◆ **INSTRUCTIONS TO FOLLOW**:
Please find all lines in the data that hold the string "this" and copy them.

◆ **INFORMATION SUPPLIED**:
——

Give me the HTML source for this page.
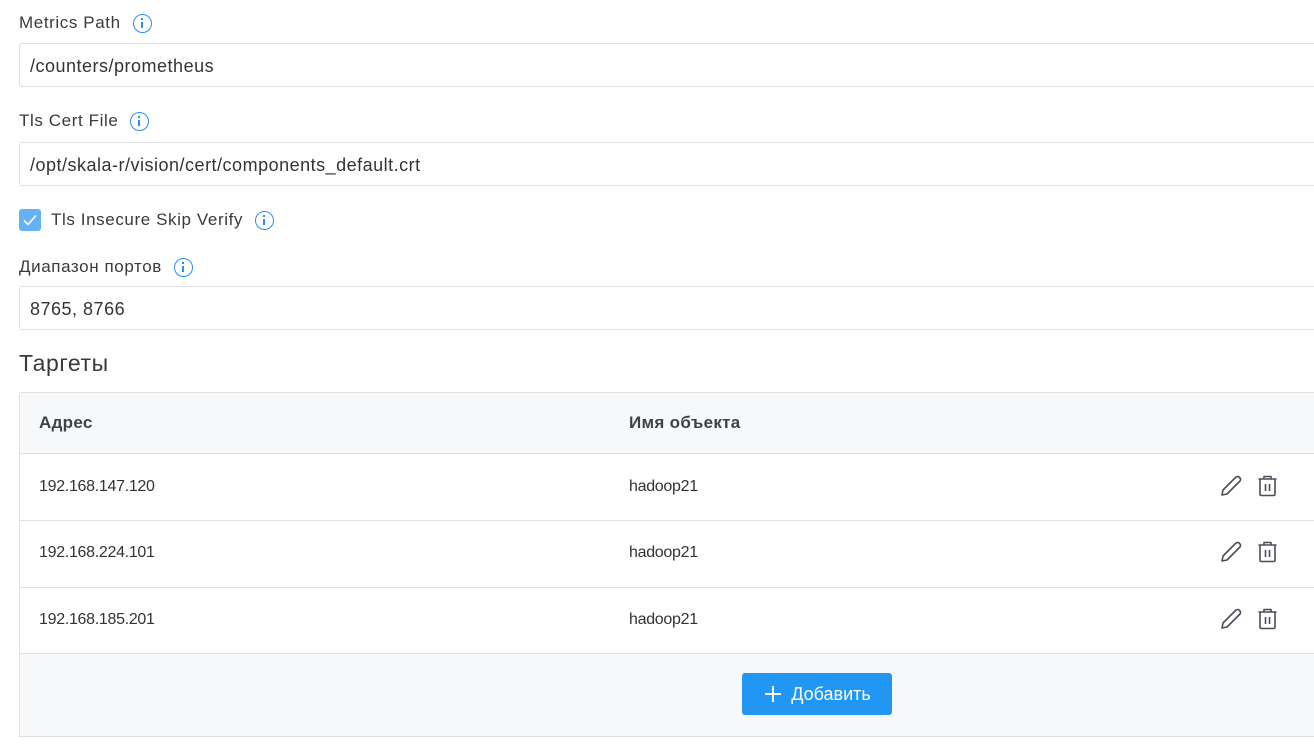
<!DOCTYPE html>
<html><head><meta charset="utf-8"><style>
*{box-sizing:border-box;margin:0;padding:0}
body{width:1314px;height:755px;overflow:hidden;background:#fff;font-family:"Liberation Sans","DejaVu Sans",sans-serif;color:#333;position:relative}
.lbl{position:absolute;left:19px;font-size:17px;letter-spacing:0.6px;color:#3a3a3a;display:flex;align-items:center}
.info{display:inline-block;width:19px;height:19px;border:1.5px solid #2a8ef0;border-radius:50%;margin-left:12px;position:relative}
.info:before{content:"";position:absolute;left:7px;top:3px;width:2px;height:2px;background:#2a8ef0}
.info:after{content:"";position:absolute;left:7px;top:7px;width:2px;height:6px;background:#2a8ef0}
.inp{position:absolute;left:19px;width:1310px;height:44px;border:1px solid #dcdde1;border-radius:3px;font-size:18px;letter-spacing:0.5px;color:#333;padding:0 0 0 10px;line-height:44px}
.cb{position:absolute;left:19px;top:209px;width:22px;height:22px;background:#64b2f4;border-radius:3px}
.tbl{position:absolute;left:19px;top:392px;width:1310px;height:345px;border:1px solid #dfe0e4;border-bottom:2px solid #dcdde1;border-radius:3px 3px 0 0}
.row{position:absolute;left:0;width:1310px;border-bottom:1px solid #dfe0e4;font-size:16px;letter-spacing:-0.3px;color:#333}
.c1{position:absolute;left:19px}
.c2{position:absolute;left:609px}
.btn{position:absolute;left:722px;top:280px;width:150px;height:42px;background:#2196f3;border-radius:3px;color:#fff;font-size:18px;display:flex;align-items:center;justify-content:center}
</style></head><body>
<div class="lbl" style="top:13px">Metrics Path<span class="info"></span></div>
<div class="inp" style="top:43px">/counters/prometheus</div>
<div class="lbl" style="top:111px">Tls Cert File<span class="info"></span></div>
<div class="inp" style="top:142px">/opt/skala-r/vision/cert/components_default.crt</div>
<div class="cb"><svg width="22" height="22" viewBox="0 0 22 22"><path d="M5 11.5l4 4 8-9" stroke="#fff" stroke-width="1.6" fill="none"/></svg></div>
<div class="lbl" style="top:210px;left:51px">Tls Insecure Skip Verify<span class="info"></span></div>
<div class="lbl" style="top:257px">Диапазон портов<span class="info"></span></div>
<div class="inp" style="top:286px">8765, 8766</div>
<div style="position:absolute;left:19px;top:350px;font-size:23px;letter-spacing:0.6px;color:#3a3a3a">Таргеты</div>
<div class="tbl">
 <div class="row" style="top:0;height:61px;background:#f7f8fa;font-weight:bold;color:#3d4148;font-size:17px;letter-spacing:0.3px"><span class="c1" style="top:20px">Адрес</span><span class="c2" style="top:20px">Имя объекта</span></div>
 <div class="row" style="top:61px;height:67px"><span class="c1" style="top:24px">192.168.147.120</span><span class="c2" style="top:24px">hadoop21</span></div>
 <div class="row" style="top:128px;height:67px"><span class="c1" style="top:23px">192.168.224.101</span><span class="c2" style="top:23px">hadoop21</span></div>
 <div class="row" style="top:195px;height:66px"><span class="c1" style="top:23px">192.168.185.201</span><span class="c2" style="top:23px">hadoop21</span></div>
 <div style="position:absolute;top:261px;left:0;width:1310px;height:82px;background:#f7f8fa"></div>
 <div class="btn"><svg width="20" height="20" viewBox="0 0 20 20" style="margin-right:8px"><path d="M10 2v16M2 10h16" stroke="#fff" stroke-width="2"/></svg>Добавить</div>
</div>
<svg style="position:absolute;left:0;top:0" width="1314" height="755">
<g fill="none" stroke="#4a4f57" stroke-width="1.6" stroke-linejoin="round">
<g id="ic"><path d="M1222 495l1-5 13-13q2-1 3 0l1 1q1 1 0 3l-13 13z"/>
<path d="M1258.5 479h18M1264 479v-2.5h7v2.5M1260 479.5v14.5q0 1.5 1.5 1.5h12q1.5 0 1.5-1.5v-14.5M1265.5 484v7M1269.5 484v7"/></g>
<use href="#ic" y="66"/><use href="#ic" y="133"/>
</g></svg>
</body></html>
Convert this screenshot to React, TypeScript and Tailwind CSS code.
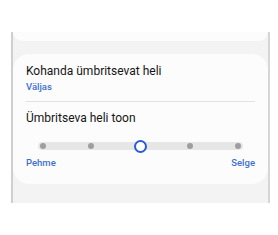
export default function App() {
  const stops = [0, 1, 2, 3, 4];
  const active = 2;
  return (
    <div className="h-[235px] w-[278px] overflow-hidden bg-white pt-[32px] pl-[11px] pr-[8px]" style={{ fontFamily: 'Roboto, "Noto Sans", sans-serif' }}>
      <div className="flex h-[171px] flex-col border-x-2 border-l-[#cfcfcf] border-r-[#d6d6d6] bg-[#f3f3f3]">
        <div className="h-[9px] rounded-b-[14px] bg-[#fcfcfc]" />
        <div className="mt-[13px] rounded-[16px] bg-[#fcfcfc] px-[13px] pb-[15px] pt-[8px]">
          <div className="text-[12px] leading-[18px] text-[#151515]">Kohanda ümbritsevat heli</div>
          <div className="text-[9.5px] leading-[13px] font-medium text-[#3f6fcf]">Väljas</div>
          <div className="mt-[8px] h-px bg-[#e2e2e2]" />
          <div className="mt-[7px] text-[12px] leading-[18px] text-[#151515]">Ümbritseva heli toon</div>
          <div className="relative mx-[12px] mt-[15px] flex h-[8px] items-center justify-between rounded-full bg-[#e6e6e6]">
            {stops.map((s) =>
              s === active ? (
                <div key={s} className="h-[13px] w-[13px] rounded-full border-2 border-[#2a5bd7] bg-white" />
              ) : (
                <div key={s} className="mx-[2px] h-[6px] w-[6px] rounded-full bg-[#9e9e9e]" />
              )
            )}
          </div>
          <div className="mt-[6px] flex justify-between text-[9.5px] leading-[13px] font-medium text-[#3f6fcf]">
            <span>Pehme</span>
            <span>Selge</span>
          </div>
        </div>
      </div>
    </div>
  );
}
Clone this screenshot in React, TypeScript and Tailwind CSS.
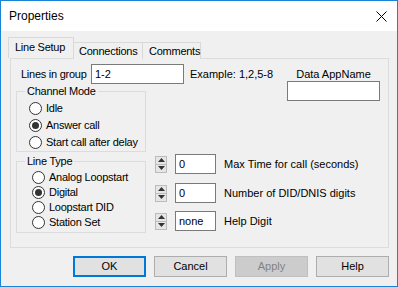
import React from "react";

// Win10 style "Properties" dialog, Line Setup tab

type RadioProps = {
  label: string;
  checked?: boolean;
  rowClass: string;
};

function Radio({ label, checked, rowClass }: RadioProps) {
  return (
    <div className={`flex items-center ${rowClass}`}>
      <span className="w-[13px] h-[13px] rounded-full border border-[#333333] bg-white flex items-center justify-center shrink-0">
        {checked && <span className="w-[7px] h-[7px] rounded-full bg-[#333333]" />}
      </span>
      <span className="ml-[4px] whitespace-nowrap tracking-[-0.25px]">{label}</span>
    </div>
  );
}

function Spinner() {
  return (
    <div className="w-[12px] h-[17px] flex flex-col border border-[#bcbcbc] bg-[#e6e6e6]">
      <div className="flex-1 flex items-center justify-center border-b border-[#bcbcbc]">
        <svg width="7" height="4" viewBox="0 0 7 4">
          <path d="M0 4 L3.5 0 L7 4 Z" fill="#333333" />
        </svg>
      </div>
      <div className="flex-1 flex items-center justify-center">
        <svg width="7" height="4" viewBox="0 0 7 4">
          <path d="M0 0 L3.5 4 L7 0 Z" fill="#333333" />
        </svg>
      </div>
    </div>
  );
}

type SpinRowProps = {
  value: string;
  label: string;
  rowClass?: string;
};

function SpinRow({ value, label, rowClass = "" }: SpinRowProps) {
  return (
    <div className={`flex items-center h-[20px] ${rowClass}`}>
      <Spinner />
      <div className="ml-[8px] w-[41px] h-[20px] border border-[#7a7a7a] bg-white flex items-center pl-[3px]">
        {value}
      </div>
      <span className="ml-[8px] whitespace-nowrap">{label}</span>
    </div>
  );
}

export default function App() {
  const buttons = ["OK", "Cancel", "Apply", "Help"];

  return (
    <div className="w-[398px] h-[287px] border border-[#1883d7] bg-[#f0f0f0] flex flex-col font-['Liberation_Sans',Arial,sans-serif] text-[11px] text-black leading-none">
      {/* Title bar */}
      <div className="h-[30px] bg-white flex items-center justify-between pl-[8px] pr-[10px] shrink-0">
        <span className="text-[12px]">Properties</span>
        <svg width="11" height="11" viewBox="0 0 11 11">
          <path d="M0.5 0.5 L10.5 10.5 M10.5 0.5 L0.5 10.5" stroke="#000000" strokeWidth="1" />
        </svg>
      </div>

      {/* Body */}
      <div className="pl-[9px] pr-[8px] pt-[7px]">
        {/* Tabs */}
        <div className="flex items-end h-[20px] -ml-[2px] relative z-10 tracking-[-0.25px]">
          <div className="w-[66px] h-[21px] border border-b-0 border-[#d9d9d9] bg-[#f0f0f0] flex items-center pl-[6px] pb-[1px]">
            Line Setup
          </div>
          <div className="w-[69px] h-[17px] border border-l-0 border-b-0 border-[#d9d9d9] bg-[#f0f0f0] flex items-center pl-[5px] -mb-[1px]">
            Connections
          </div>
          <div className="w-[58px] h-[17px] border border-l-0 border-b-0 border-[#d9d9d9] bg-[#f0f0f0] flex items-center pl-[6px] -mb-[1px]">
            Comments
          </div>
        </div>

        {/* Tab panel */}
        <div className="h-[190px] border border-[#dcdcdc] bg-[#f0f0f0]">
          <div className="flex">
            <div>
              <div className="flex items-center h-[20px] mt-[5px] pl-[10px]">
                <span className="w-[70px] whitespace-nowrap tracking-[-0.25px]">Lines in group</span>
                <div className="w-[93px] h-[20px] border border-[#7a7a7a] bg-white flex items-center pl-[3px]">
                  1-2
                </div>
                <span className="ml-[6px] whitespace-nowrap">Example: 1,2,5-8</span>
              </div>

              <fieldset className="ml-[5px] w-[130px] border border-[#dcdcdc] pl-[8px] pb-0">
                <legend className="px-[2px] leading-[14px] tracking-[-0.25px]">Channel Mode</legend>
                <div className="pt-[2px] pl-[4px]">
                  <Radio label="Idle" rowClass="h-[17px]" />
                  <Radio label="Answer call" checked rowClass="h-[17px]" />
                  <Radio label="Start call after delay" rowClass="h-[17px]" />
                </div>
              </fieldset>
            </div>

            <div className="ml-auto mr-[8px] pt-[9px] w-[93px] flex flex-col">
              <span className="h-[13px] leading-[13px] text-center whitespace-nowrap">Data AppName</span>
              <div className="w-[93px] h-[20px] border border-[#7a7a7a] bg-white" />
            </div>
          </div>

          <div className="flex mt-[2px]">
            <fieldset className="ml-[5px] w-[130px] border border-[#dcdcdc] pl-[8px] pb-[2px]">
              <legend className="px-[2px] leading-[14px] tracking-[-0.25px]">Line Type</legend>
              <div className="pt-[2px] pl-[7px]">
                <Radio label="Analog Loopstart" rowClass="h-[15px]" />
                <Radio label="Digital" checked rowClass="h-[15px]" />
                <Radio label="Loopstart DID" rowClass="h-[15px]" />
                <Radio label="Station Set" rowClass="h-[15px]" />
              </div>
            </fieldset>

            <div className="ml-[9px] flex flex-col">
              <SpinRow value="0" label="Max Time for call (seconds)" />
              <SpinRow value="0" label="Number of DID/DNIS digits" rowClass="mt-[9px]" />
              <SpinRow value="none" label="Help Digit" rowClass="mt-[8px]" />
            </div>
          </div>
        </div>
      </div>

      {/* Dialog buttons */}
      <div className="flex justify-end gap-[8px] pr-[8px] mt-[8px]">
        {buttons.map((b) => (
          <div
            key={b}
            className={`w-[73px] h-[21px] flex items-center justify-center text-[11px] ${
              b === "OK"
                ? "border-2 border-[#0078d7] bg-[#e1e1e1]"
                : b === "Apply"
                ? "border border-[#bfbfbf] bg-[#cccccc] text-[#838383]"
                : "border border-[#adadad] bg-[#e1e1e1]"
            }`}
          >
            {b}
          </div>
        ))}
      </div>
    </div>
  );
}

——

◆ **TASK RESPONSE**:
Give me the HTML source for this page.
Convert this screenshot to React, TypeScript and Tailwind CSS code.
Clone this screenshot in React, TypeScript and Tailwind CSS.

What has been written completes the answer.